**WHAT THE TASK ASKS**
Copy, from the entries below, each line in which the string "screenshot" appears.

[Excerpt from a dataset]
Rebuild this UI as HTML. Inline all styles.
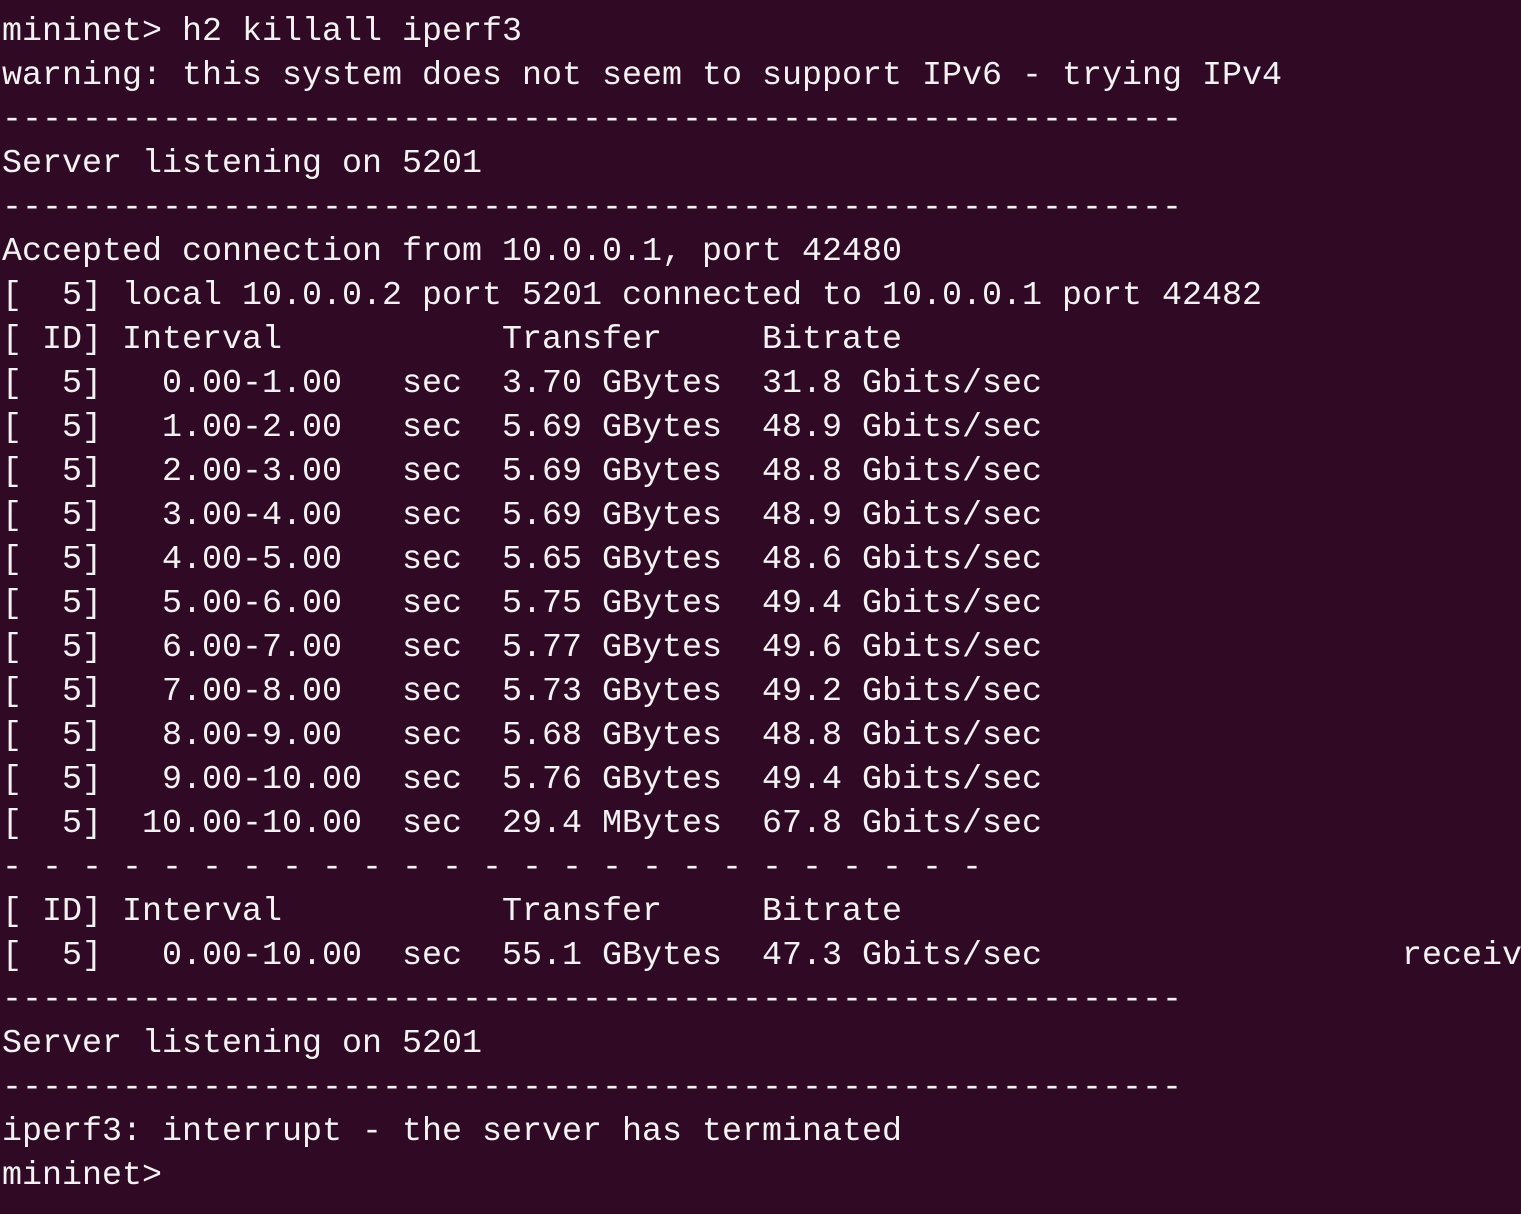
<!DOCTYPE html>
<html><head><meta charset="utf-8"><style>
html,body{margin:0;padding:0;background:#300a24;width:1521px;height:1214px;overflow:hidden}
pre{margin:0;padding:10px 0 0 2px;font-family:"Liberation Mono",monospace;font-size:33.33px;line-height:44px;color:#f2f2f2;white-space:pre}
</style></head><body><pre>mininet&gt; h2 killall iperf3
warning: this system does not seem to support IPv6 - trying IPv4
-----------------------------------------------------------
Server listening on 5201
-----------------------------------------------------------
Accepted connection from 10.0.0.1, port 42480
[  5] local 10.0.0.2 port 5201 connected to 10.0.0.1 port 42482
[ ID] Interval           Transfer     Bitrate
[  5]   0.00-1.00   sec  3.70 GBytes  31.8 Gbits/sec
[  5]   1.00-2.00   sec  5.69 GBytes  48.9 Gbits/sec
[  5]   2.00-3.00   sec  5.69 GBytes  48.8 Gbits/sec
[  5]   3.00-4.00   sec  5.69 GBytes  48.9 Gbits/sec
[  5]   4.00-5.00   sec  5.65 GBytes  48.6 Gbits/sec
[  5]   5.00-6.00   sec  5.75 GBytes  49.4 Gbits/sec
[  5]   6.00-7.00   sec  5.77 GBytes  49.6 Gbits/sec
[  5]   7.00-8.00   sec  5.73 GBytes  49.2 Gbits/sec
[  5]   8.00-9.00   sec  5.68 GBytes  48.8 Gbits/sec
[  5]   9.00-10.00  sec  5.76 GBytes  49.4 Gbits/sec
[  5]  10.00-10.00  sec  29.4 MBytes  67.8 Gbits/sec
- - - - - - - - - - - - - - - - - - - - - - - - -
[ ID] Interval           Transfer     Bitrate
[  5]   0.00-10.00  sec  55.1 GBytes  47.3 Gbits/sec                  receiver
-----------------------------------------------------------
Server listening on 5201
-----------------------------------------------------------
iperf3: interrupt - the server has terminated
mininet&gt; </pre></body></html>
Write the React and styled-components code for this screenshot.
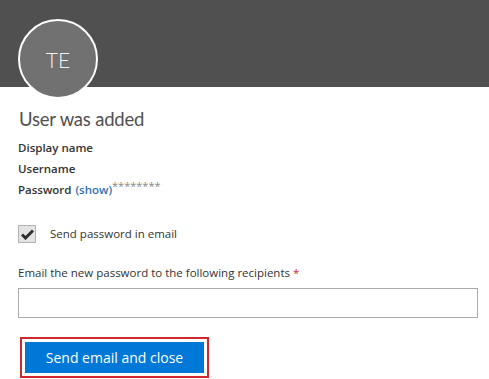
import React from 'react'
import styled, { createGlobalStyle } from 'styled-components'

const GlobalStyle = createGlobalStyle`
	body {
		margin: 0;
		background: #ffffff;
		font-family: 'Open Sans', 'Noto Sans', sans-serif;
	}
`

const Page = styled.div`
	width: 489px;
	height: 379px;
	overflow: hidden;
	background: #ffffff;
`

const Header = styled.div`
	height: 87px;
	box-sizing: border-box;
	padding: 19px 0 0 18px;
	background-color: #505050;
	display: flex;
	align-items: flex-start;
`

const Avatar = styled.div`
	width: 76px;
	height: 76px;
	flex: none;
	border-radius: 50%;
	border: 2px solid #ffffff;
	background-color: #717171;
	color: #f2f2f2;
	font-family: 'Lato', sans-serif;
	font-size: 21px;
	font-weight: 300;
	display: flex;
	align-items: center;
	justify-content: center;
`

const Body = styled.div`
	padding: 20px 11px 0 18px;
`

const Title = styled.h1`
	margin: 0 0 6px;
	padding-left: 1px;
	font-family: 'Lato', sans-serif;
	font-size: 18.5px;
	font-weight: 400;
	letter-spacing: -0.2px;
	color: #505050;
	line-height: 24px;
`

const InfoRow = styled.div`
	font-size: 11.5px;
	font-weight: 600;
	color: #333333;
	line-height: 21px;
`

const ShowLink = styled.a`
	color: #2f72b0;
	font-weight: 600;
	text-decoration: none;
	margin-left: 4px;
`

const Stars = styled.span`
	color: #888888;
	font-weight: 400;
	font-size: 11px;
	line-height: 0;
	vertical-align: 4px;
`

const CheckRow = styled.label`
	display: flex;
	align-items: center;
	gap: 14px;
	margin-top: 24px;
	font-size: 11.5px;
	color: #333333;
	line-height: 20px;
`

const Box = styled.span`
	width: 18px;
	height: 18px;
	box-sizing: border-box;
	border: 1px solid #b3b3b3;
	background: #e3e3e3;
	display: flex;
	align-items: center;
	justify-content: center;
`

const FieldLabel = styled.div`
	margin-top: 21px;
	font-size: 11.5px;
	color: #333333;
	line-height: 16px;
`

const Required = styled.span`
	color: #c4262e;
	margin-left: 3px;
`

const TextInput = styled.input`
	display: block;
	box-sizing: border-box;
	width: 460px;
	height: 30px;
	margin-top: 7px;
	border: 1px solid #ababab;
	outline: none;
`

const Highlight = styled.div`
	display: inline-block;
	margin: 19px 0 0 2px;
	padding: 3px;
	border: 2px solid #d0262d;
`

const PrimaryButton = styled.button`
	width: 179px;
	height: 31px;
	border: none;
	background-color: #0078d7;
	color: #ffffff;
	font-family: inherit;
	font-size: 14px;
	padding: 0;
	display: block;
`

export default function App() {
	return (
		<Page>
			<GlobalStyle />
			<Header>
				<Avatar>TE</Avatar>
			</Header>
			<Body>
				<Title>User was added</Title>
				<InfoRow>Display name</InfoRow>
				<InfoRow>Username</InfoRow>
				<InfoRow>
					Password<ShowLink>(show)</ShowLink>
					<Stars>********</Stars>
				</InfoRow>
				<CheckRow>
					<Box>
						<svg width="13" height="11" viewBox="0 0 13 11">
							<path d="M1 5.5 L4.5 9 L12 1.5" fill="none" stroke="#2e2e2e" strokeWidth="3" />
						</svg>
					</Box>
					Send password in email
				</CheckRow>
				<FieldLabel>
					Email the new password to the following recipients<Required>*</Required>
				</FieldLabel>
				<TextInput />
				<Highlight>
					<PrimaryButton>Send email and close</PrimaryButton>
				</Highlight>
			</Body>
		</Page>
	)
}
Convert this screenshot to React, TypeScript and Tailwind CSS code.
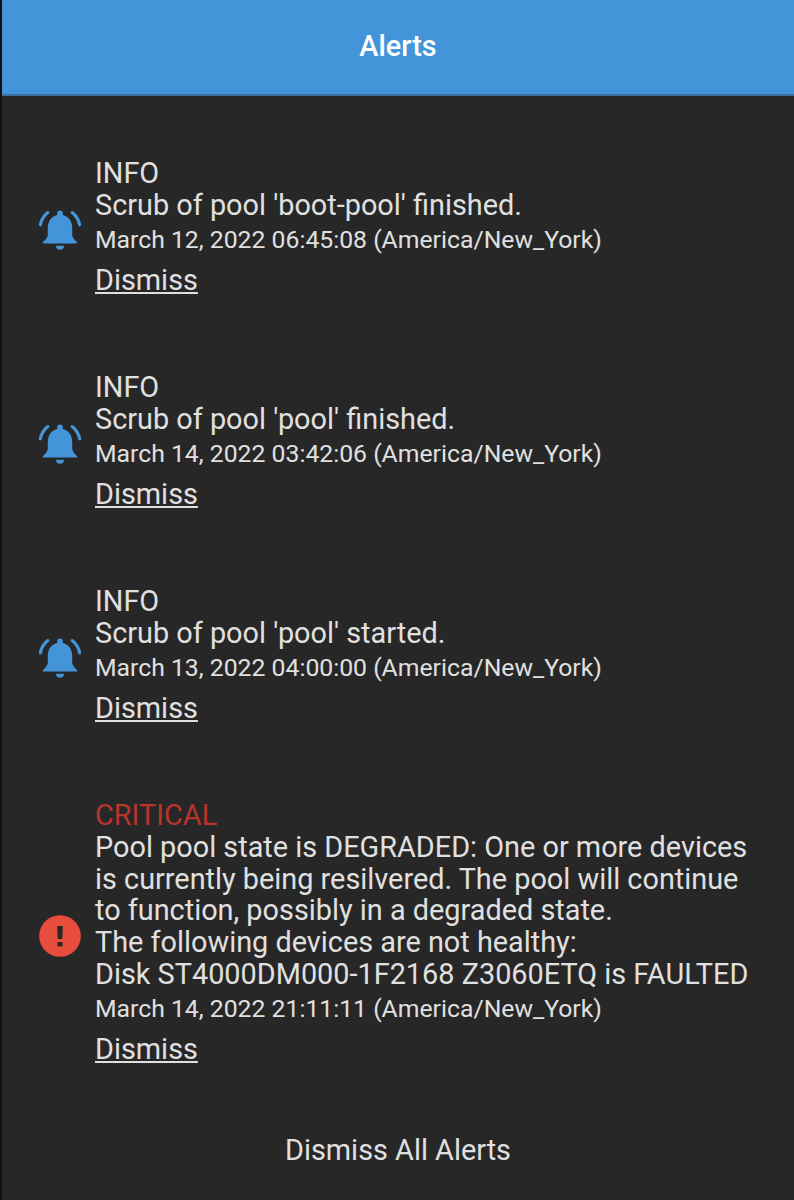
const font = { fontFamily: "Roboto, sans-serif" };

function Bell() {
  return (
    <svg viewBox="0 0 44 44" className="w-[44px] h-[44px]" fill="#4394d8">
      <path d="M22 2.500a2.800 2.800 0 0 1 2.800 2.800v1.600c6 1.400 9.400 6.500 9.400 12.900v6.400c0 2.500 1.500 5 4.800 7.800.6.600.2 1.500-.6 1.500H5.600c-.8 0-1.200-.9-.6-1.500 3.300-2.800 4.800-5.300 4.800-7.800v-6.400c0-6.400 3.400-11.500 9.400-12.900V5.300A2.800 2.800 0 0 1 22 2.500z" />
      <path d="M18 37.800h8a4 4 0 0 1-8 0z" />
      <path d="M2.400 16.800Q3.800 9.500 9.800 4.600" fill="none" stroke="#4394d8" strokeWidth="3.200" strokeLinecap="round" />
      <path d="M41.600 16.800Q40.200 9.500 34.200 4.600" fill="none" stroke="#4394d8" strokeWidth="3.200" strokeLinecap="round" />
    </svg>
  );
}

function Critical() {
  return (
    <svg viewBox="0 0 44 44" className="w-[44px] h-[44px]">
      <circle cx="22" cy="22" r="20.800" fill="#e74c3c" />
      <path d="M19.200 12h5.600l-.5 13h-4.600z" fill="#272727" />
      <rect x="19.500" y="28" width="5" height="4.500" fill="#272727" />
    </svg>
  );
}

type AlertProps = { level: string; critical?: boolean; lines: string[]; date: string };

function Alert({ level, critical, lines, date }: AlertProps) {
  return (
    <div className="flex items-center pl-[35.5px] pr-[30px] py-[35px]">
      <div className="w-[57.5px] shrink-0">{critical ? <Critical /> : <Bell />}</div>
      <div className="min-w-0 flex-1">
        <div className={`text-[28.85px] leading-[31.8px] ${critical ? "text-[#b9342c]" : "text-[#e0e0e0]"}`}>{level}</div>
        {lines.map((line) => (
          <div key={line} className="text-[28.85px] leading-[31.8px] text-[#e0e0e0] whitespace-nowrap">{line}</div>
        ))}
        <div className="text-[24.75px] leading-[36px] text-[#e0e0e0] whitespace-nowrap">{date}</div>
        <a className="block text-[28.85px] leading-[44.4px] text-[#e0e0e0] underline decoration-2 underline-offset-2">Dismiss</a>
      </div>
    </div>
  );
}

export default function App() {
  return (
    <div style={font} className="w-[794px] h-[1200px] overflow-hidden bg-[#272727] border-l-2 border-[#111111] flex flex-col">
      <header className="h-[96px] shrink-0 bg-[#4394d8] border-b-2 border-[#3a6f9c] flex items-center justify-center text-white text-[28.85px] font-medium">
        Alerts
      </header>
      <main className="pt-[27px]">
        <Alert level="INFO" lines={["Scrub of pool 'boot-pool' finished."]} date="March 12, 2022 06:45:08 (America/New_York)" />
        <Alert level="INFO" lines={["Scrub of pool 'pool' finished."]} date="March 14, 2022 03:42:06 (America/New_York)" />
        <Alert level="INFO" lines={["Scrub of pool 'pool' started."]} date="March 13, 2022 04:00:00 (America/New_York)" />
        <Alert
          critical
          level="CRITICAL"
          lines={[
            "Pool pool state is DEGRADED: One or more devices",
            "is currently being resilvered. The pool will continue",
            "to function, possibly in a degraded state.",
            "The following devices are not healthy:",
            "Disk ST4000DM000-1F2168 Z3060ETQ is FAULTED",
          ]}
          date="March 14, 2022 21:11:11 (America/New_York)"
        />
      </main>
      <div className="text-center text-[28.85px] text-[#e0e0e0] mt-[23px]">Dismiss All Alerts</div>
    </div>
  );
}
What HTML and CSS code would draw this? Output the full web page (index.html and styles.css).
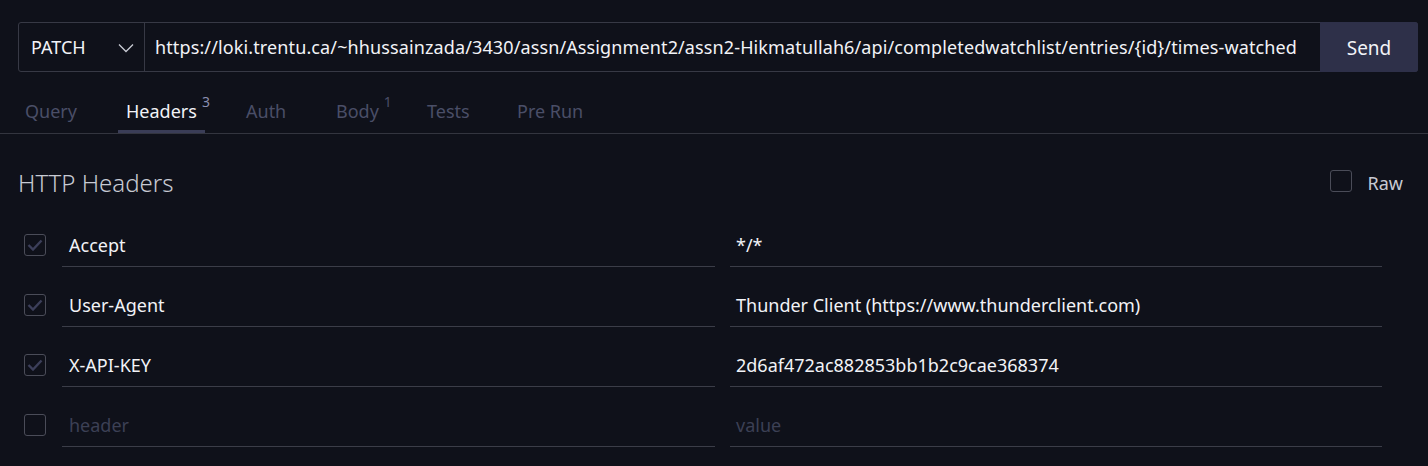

**PROBLEM SOLUTION**
Write the React and styled-components code for this screenshot.
Convert this screenshot to React, TypeScript and Tailwind CSS code.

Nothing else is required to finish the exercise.